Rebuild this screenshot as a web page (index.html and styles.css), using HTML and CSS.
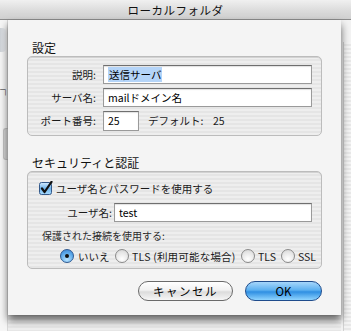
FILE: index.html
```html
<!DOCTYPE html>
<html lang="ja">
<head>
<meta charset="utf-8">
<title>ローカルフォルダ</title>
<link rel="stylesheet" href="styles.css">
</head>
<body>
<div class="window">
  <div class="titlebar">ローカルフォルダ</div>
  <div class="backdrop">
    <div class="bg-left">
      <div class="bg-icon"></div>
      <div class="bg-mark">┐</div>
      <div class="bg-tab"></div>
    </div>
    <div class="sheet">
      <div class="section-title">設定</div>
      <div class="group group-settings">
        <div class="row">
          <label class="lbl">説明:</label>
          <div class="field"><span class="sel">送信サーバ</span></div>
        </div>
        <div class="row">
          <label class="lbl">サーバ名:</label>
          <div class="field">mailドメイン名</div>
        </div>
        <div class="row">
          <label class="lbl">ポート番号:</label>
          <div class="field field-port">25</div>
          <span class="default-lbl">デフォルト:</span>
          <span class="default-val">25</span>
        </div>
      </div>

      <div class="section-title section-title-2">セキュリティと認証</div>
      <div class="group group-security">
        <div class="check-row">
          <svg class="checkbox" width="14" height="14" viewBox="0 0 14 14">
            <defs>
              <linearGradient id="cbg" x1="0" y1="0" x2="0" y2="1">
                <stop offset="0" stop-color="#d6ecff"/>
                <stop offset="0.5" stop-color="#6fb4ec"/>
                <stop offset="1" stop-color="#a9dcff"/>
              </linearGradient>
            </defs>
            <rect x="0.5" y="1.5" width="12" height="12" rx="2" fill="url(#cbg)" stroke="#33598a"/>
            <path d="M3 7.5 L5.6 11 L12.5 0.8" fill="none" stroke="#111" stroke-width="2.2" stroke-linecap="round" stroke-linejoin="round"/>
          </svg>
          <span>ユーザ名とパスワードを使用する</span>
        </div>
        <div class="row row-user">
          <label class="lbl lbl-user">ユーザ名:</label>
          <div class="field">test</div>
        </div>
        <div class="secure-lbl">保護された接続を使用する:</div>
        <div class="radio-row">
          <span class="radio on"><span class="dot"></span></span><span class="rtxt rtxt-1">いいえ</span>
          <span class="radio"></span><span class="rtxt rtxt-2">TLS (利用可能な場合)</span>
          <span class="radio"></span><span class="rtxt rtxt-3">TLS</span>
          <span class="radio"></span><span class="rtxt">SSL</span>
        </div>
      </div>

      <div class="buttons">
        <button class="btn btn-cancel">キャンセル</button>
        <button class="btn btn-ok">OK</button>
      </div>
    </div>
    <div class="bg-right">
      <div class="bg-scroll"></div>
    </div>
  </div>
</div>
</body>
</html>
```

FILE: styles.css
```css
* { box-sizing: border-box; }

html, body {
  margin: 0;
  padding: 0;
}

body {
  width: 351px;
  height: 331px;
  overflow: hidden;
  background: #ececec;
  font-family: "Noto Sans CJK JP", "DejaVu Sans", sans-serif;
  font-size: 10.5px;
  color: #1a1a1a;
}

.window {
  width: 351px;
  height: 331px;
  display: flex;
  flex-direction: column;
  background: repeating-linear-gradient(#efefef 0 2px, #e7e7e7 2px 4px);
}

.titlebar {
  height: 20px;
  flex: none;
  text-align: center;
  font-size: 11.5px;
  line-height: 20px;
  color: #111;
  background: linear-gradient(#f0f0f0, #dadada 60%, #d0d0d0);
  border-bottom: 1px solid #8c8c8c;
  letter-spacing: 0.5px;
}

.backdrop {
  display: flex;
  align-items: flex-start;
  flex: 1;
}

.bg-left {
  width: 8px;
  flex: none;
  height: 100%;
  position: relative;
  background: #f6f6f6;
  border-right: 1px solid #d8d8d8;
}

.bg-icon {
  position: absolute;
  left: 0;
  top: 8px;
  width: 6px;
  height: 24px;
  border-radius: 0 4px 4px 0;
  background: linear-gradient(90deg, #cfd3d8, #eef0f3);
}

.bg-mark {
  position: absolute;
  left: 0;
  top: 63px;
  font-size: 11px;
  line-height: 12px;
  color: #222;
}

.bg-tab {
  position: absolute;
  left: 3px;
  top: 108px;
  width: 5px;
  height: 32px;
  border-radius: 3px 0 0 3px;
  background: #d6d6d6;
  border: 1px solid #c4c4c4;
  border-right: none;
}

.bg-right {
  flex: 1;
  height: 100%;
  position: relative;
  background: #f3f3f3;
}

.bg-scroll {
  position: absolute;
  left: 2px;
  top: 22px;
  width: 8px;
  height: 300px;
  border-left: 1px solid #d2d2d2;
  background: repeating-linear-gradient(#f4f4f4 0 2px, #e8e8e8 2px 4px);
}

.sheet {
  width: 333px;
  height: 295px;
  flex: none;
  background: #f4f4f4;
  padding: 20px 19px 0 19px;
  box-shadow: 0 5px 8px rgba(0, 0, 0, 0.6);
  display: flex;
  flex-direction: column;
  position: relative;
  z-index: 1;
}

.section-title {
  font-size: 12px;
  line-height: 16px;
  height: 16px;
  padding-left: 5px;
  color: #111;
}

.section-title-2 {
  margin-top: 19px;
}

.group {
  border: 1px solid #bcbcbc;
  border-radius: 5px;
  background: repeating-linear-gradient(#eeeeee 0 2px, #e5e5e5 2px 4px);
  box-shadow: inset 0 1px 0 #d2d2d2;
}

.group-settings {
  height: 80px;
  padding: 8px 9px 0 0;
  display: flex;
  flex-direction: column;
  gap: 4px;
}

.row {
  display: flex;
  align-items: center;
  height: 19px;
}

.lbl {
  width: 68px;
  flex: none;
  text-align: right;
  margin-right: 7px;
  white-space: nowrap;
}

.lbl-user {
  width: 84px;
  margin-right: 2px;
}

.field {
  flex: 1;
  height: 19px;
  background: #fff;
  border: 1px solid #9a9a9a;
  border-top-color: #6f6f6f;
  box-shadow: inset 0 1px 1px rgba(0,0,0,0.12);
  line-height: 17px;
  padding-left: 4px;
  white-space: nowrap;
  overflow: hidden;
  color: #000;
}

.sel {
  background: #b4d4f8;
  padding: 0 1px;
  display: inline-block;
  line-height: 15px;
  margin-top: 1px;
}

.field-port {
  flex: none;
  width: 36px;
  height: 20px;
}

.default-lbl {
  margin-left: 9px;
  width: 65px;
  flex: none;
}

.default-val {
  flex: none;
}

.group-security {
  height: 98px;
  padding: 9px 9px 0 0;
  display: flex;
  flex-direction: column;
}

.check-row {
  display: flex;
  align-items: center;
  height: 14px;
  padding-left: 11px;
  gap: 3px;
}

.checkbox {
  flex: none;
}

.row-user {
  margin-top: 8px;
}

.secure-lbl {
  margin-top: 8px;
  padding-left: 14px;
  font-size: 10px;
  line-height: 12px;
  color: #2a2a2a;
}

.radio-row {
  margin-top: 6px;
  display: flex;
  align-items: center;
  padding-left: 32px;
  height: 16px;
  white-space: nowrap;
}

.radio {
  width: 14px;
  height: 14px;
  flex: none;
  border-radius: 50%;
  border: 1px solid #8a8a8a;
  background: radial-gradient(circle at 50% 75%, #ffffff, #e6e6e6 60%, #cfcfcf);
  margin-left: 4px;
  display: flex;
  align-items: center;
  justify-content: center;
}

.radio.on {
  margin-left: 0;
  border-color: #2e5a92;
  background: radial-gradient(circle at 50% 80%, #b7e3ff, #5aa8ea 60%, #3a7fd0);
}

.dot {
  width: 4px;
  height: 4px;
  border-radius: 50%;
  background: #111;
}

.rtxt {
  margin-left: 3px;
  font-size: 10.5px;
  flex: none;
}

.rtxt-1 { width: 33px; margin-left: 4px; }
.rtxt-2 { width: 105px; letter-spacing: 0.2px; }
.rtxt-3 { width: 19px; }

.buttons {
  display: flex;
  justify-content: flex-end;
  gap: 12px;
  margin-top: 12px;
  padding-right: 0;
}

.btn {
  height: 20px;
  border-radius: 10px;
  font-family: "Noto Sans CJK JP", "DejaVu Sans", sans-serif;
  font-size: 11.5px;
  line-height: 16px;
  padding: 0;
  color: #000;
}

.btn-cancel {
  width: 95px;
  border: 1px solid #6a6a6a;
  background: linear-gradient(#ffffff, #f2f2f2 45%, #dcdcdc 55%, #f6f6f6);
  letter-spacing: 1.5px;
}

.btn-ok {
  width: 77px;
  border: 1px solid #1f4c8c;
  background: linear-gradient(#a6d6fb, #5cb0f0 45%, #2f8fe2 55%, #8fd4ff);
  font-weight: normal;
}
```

━━━━━━

§ Instruction
Give only the number of lines in the material above that hold the word "styles".

§ Response to this task
3